The validation strategy also changes. For supervised learning, compare predictions to known labels on data not used for learning. For unsupervised learning, review whether discovered groups are stable, explainable enough for the use case, and useful for an action. For reinforcement learning, evaluate behavior over time, including unsafe incentives. A model can optimize the metric and still damage the business if the metric is poorly chosen.
A practitioner should be suspicious when a team proposes supervised learning but has no labels. For example, if support tickets were never categorized consistently, the project may need a labeling effort before modeling. Amazon SageMaker Ground Truth can support labeling workflows, but labeling still costs time and requires clear definitions. A no-code ML tool cannot magically create trustworthy labels from unclear operations.
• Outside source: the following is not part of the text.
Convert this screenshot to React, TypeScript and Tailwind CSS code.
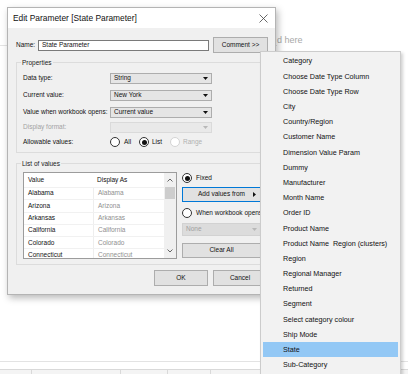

A practitioner should also be suspicious when a team proposes unsupervised learning as if it will produce a final decision. Clustering customers may reveal groups, but pricing, outreach, and eligibility decisions need business rules, fairness review, and measurement. Unsupervised results are often the beginning of analysis, not the end of governance. Human review is especially important when segments affect access, pricing, or customer treatment.
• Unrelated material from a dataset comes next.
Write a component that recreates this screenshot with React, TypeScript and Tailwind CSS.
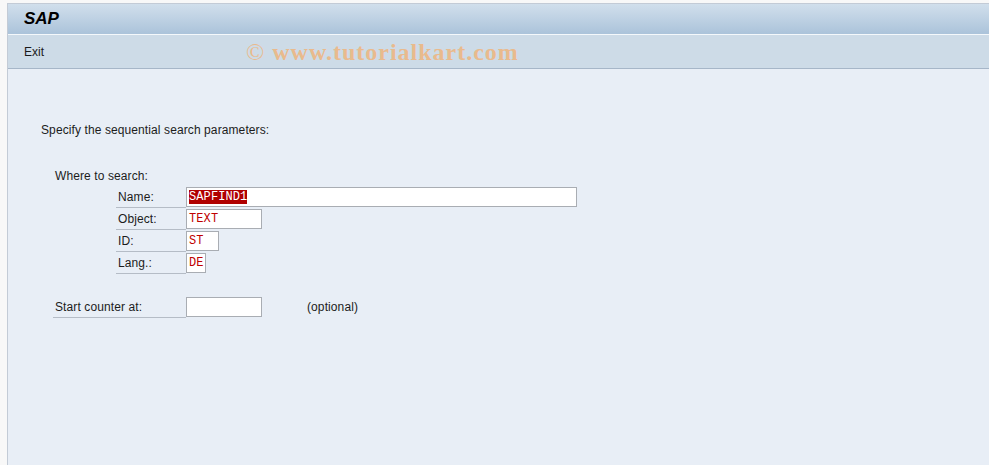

Use this decision workflow before approving a learning approach:
- Identify the output: category, number, group, ranked item, action, or generated content.
- Identify the feedback: labels, no labels, rewards, or human review.
- Check data coverage across customer groups, seasons, regions, and edge cases.
- Select the simplest AWS service path that matches the task.
- Define what happens when confidence is low or the output conflicts with policy.
- Decide how monitoring, retraining, and retirement will work.
Scenario: a retailer wants to predict whether an online order is likely to be returned. Historical orders include the final return status, so this is supervised classification. The team could explore SageMaker Canvas for a business-led prototype or SageMaker AI for a governed build. The approval discussion should include label quality, fairness, what action the score changes, and whether return policies must remain explainable to customers.
Scenario: a media company wants to group articles by theme but does not have a fixed taxonomy. This is closer to unsupervised discovery or embedding-based similarity. Amazon Bedrock embeddings with vector search, Amazon Comprehend features, or SageMaker exploration may help depending on the desired output. The business still needs editors to name the groups and decide how search, recommendation, or reporting will use them.
A historical dataset contains support ticket text and the final category assigned by agents. Which learning type best matches a model that predicts the category for new tickets?
A team has unlabeled customer behavior records and wants to discover natural segments for analysis. Which learning type is most appropriate to explore?
What is the main risk in proposing supervised learning when the organization has no reliable labels?